After two hours the wind and noise got to me and I went and sat in the car while Christopher continued to fire rounds with his boss. I turned the key in the ignition and there was a Bach CD. I sat and watched sunlight gild green grass and the wind riffle through it while listening to beautiful, orderly peaceful Bach punctuated by bangs and explosions from the firing range behind me.
The part of Concord where we were was relatively undeveloped: undulant green hills like breasts, peaceful, bucolic. I tried to think about beauty while I sat in the car: is there any beauty in war? A gun can be a thing of beauty. Bravery is beautiful. Sacrifice. Youth. I think of war as waste and tragedy only. But how does such an attitude feel to a returning veteran?
One veteran who served two tours in Vietnam (26 months) said he wouldn't trade his experiences in the war for anything. In the next breath he acknowledged that in some ways it had messed him up for the thirty years of his life following. You do not spend two years in combat without being changed forever by the experience.
I thought of Carla--I think of her every day, in every place. What she is going through is like a war in that it includes extreme physical stress, trauma, and the threat of death always looming over her shoulder. Even if she were miraculously cured tomorrow she would never be the same afterward. No one could be.
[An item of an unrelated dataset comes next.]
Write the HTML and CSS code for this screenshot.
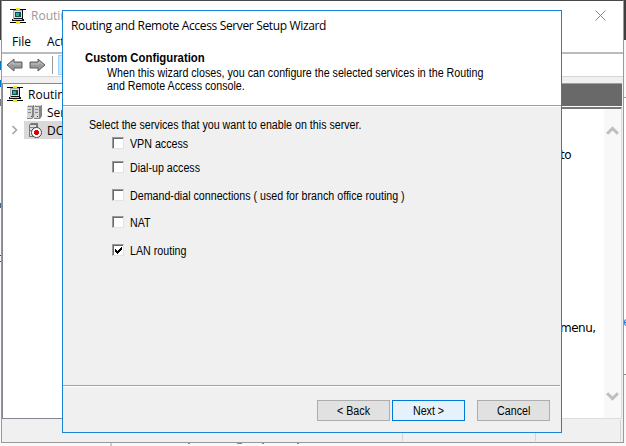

It's a war she never signed up to fight. She said at the outset that she didn't want to spend her energy battling ALS, she wanted to live her life to the fullest, every day, every hour that she could. And yet what that comes down to is a fight. How much of my energy have i spent fighting dumb things that didn't matter, straw men that I invented as a smokescreen for the bigger more important and scary battles? In the purest form of Islam, jihad is supposed to be a holy war which you wage against your own baser impulses: lust and greed and sloth. This seems to me to be the only war one can truly engage in with integrity. Yet sometimes--often--the outer world demands that we step up and do battle on behalf of something we believe in.
I didn't figure anything out in the car. Just let myself experience the sublime contradiction of gunshots and Bach, the car rocked now by high winds, now by explosions behind me, the illusion of safety and warmth inside, the storm outside. Eventually Christopher finished--he's tougher than I and was also wearing a warmer jacket--and we drove home to eat more leftovers (flourless chocolate cake--thank you, Debo!) I'm not sure how I can use all this material to help me finish the play but I'm glad I got to have new experiences. Thank you.